— Start of RECORDS FOR THE TASK —

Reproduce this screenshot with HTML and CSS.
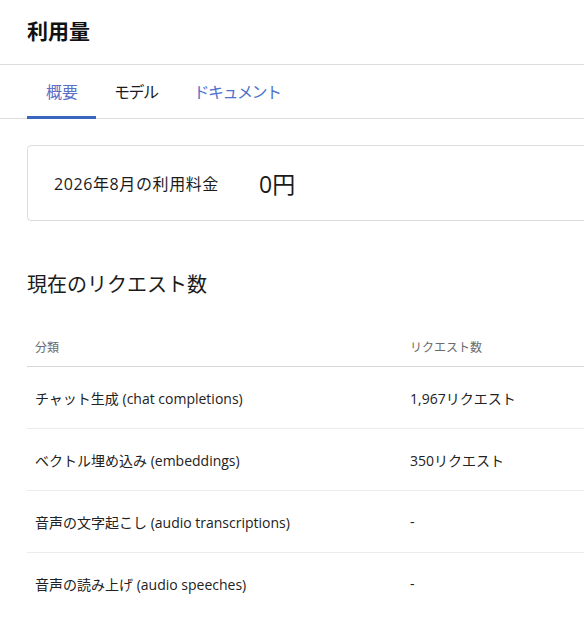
FILE: index.html
```html
<!DOCTYPE html>
<html lang="ja">
<head>
  <meta charset="UTF-8" />
  <title>利用量</title>
  <link rel="stylesheet" href="styles.css">
</head>
<body>

  <header class="page-header">
    <h1>利用量</h1>
  </header>

  <nav class="tabs">
    <a class="tab active">概要</a>
    <a class="tab kana">モデル</a>
    <a class="tab kana link">ドキュメント</a>
  </nav>

  <main class="content">
    <div class="bill-card">
      <span class="bill-label">2026年8月の利用料金</span>
      <span class="bill-amount">0円</span>
    </div>

    <h2 class="section-title">現在のリクエスト数</h2>

    <table class="usage">
      <thead>
        <tr>
          <th class="col-kind">分類</th>
          <th>リクエスト数</th>
        </tr>
      </thead>
      <tbody>
        <tr>
          <td>チャット生成 (chat completions)</td>
          <td>1,967リクエスト</td>
        </tr>
        <tr>
          <td>ベクトル埋め込み (embeddings)</td>
          <td>350リクエスト</td>
        </tr>
        <tr>
          <td>音声の文字起こし (audio transcriptions)</td>
          <td>-</td>
        </tr>
        <tr>
          <td>音声の読み上げ (audio speeches)</td>
          <td>-</td>
        </tr>
      </tbody>
    </table>
  </main>

</body>
</html>
```

FILE: styles.css
```css
body {
  margin: 0;
  background: #fff;
  color: #1b1b1b;
  font-family: 'Open Sans', 'Noto Sans CJK JP', sans-serif;
  overflow: hidden;
}
.page-header {
  height: 65px;
  box-sizing: border-box;
  padding: 0 27px 5px;
  display: flex;
  align-items: center;
  border-bottom: 1px solid #dcdcdc;
}
.page-header h1 {
  margin: 0;
  font-size: 21px;
  font-weight: bold;
  color: #111;
}
.tabs {
  display: flex;
  height: 53px;
  padding: 0 27px;
  border-bottom: 1px solid #dcdcdc;
}
.tab {
  display: flex;
  align-items: center;
  padding: 0 18px;
  font-size: 16px;
  color: #1b1b1b;
  border-bottom: 3px solid transparent;
  margin-bottom: -1px;
  cursor: pointer;
}
.tab.kana {
  letter-spacing: -1.5px;
}
.tab.active {
  padding: 0 18px 0 19px;
  color: #5a6fc6;
  border-bottom-color: #3b66bf;
}
.tab.link {
  color: #4f70cc;
}
.content {
  padding: 26px 0 0 27px;
}
.bill-card {
  width: 620px;
  height: 76px;
  box-sizing: border-box;
  border: 1px solid #dcdcdc;
  border-radius: 4px;
  display: flex;
  align-items: center;
  padding-left: 26px;
}
.bill-label {
  font-size: 16px;
  letter-spacing: 0.6px;
  width: 205px;
}
.bill-amount {
  font-size: 23px;
}
.section-title {
  margin: 48px 0 0;
  font-size: 20px;
  font-weight: normal;
  color: #1b1b1b;
}
.usage {
  margin-top: 29px;
  width: 620px;
  border-collapse: collapse;
}
.usage th {
  text-align: left;
  font-size: 12px;
  font-weight: normal;
  color: #6b6b6b;
  height: 39px;
  padding: 0 8px;
  border-bottom: 1px solid #d8d8d8;
}
.usage .col-kind {
  width: 359px;
}
.usage td {
  height: 61px;
  padding: 0 8px;
  font-size: 14px;
  color: #222;
  border-bottom: 1px solid #ececec;
}
.usage tr:last-child td {
  border-bottom: none;
}
```
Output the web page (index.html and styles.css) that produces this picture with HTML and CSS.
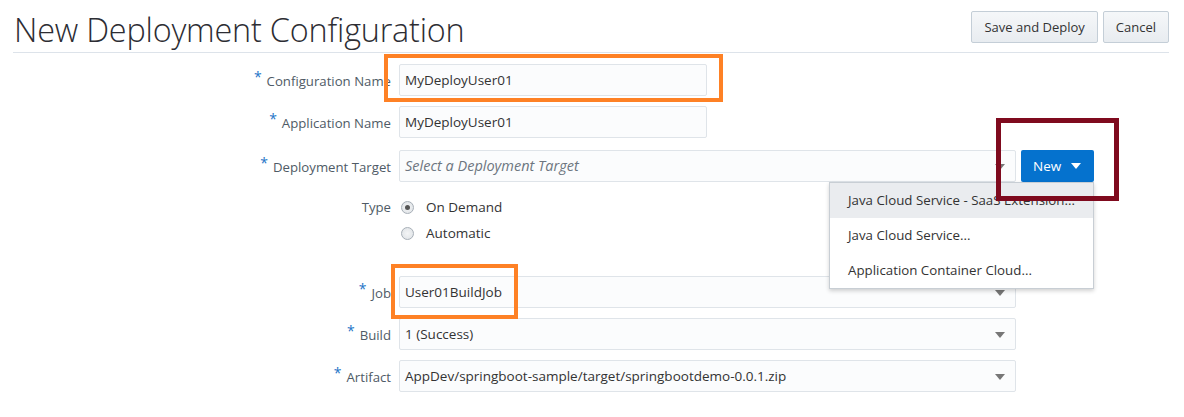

— End of RECORDS FOR THE TASK —

Quote the data above in full, leaving out the pictures it holds.

## SOLUTION
Reproduce this screenshot with HTML and CSS.
FILE: index.html
```html
<!DOCTYPE html>
<html lang="ja">
<head>
  <meta charset="UTF-8" />
  <title>利用量</title>
  <link rel="stylesheet" href="styles.css">
</head>
<body>

  <header class="page-header">
    <h1>利用量</h1>
  </header>

  <nav class="tabs">
    <a class="tab active">概要</a>
    <a class="tab kana">モデル</a>
    <a class="tab kana link">ドキュメント</a>
  </nav>

  <main class="content">
    <div class="bill-card">
      <span class="bill-label">2026年8月の利用料金</span>
      <span class="bill-amount">0円</span>
    </div>

    <h2 class="section-title">現在のリクエスト数</h2>

    <table class="usage">
      <thead>
        <tr>
          <th class="col-kind">分類</th>
          <th>リクエスト数</th>
        </tr>
      </thead>
      <tbody>
        <tr>
          <td>チャット生成 (chat completions)</td>
          <td>1,967リクエスト</td>
        </tr>
        <tr>
          <td>ベクトル埋め込み (embeddings)</td>
          <td>350リクエスト</td>
        </tr>
        <tr>
          <td>音声の文字起こし (audio transcriptions)</td>
          <td>-</td>
        </tr>
        <tr>
          <td>音声の読み上げ (audio speeches)</td>
          <td>-</td>
        </tr>
      </tbody>
    </table>
  </main>

</body>
</html>
```

FILE: styles.css
```css
body {
  margin: 0;
  background: #fff;
  color: #1b1b1b;
  font-family: 'Open Sans', 'Noto Sans CJK JP', sans-serif;
  overflow: hidden;
}
.page-header {
  height: 65px;
  box-sizing: border-box;
  padding: 0 27px 5px;
  display: flex;
  align-items: center;
  border-bottom: 1px solid #dcdcdc;
}
.page-header h1 {
  margin: 0;
  font-size: 21px;
  font-weight: bold;
  color: #111;
}
.tabs {
  display: flex;
  height: 53px;
  padding: 0 27px;
  border-bottom: 1px solid #dcdcdc;
}
.tab {
  display: flex;
  align-items: center;
  padding: 0 18px;
  font-size: 16px;
  color: #1b1b1b;
  border-bottom: 3px solid transparent;
  margin-bottom: -1px;
  cursor: pointer;
}
.tab.kana {
  letter-spacing: -1.5px;
}
.tab.active {
  padding: 0 18px 0 19px;
  color: #5a6fc6;
  border-bottom-color: #3b66bf;
}
.tab.link {
  color: #4f70cc;
}
.content {
  padding: 26px 0 0 27px;
}
.bill-card {
  width: 620px;
  height: 76px;
  box-sizing: border-box;
  border: 1px solid #dcdcdc;
  border-radius: 4px;
  display: flex;
  align-items: center;
  padding-left: 26px;
}
.bill-label {
  font-size: 16px;
  letter-spacing: 0.6px;
  width: 205px;
}
.bill-amount {
  font-size: 23px;
}
.section-title {
  margin: 48px 0 0;
  font-size: 20px;
  font-weight: normal;
  color: #1b1b1b;
}
.usage {
  margin-top: 29px;
  width: 620px;
  border-collapse: collapse;
}
.usage th {
  text-align: left;
  font-size: 12px;
  font-weight: normal;
  color: #6b6b6b;
  height: 39px;
  padding: 0 8px;
  border-bottom: 1px solid #d8d8d8;
}
.usage .col-kind {
  width: 359px;
}
.usage td {
  height: 61px;
  padding: 0 8px;
  font-size: 14px;
  color: #222;
  border-bottom: 1px solid #ececec;
}
.usage tr:last-child td {
  border-bottom: none;
}
```
Output the web page (index.html and styles.css) that produces this picture with HTML and CSS.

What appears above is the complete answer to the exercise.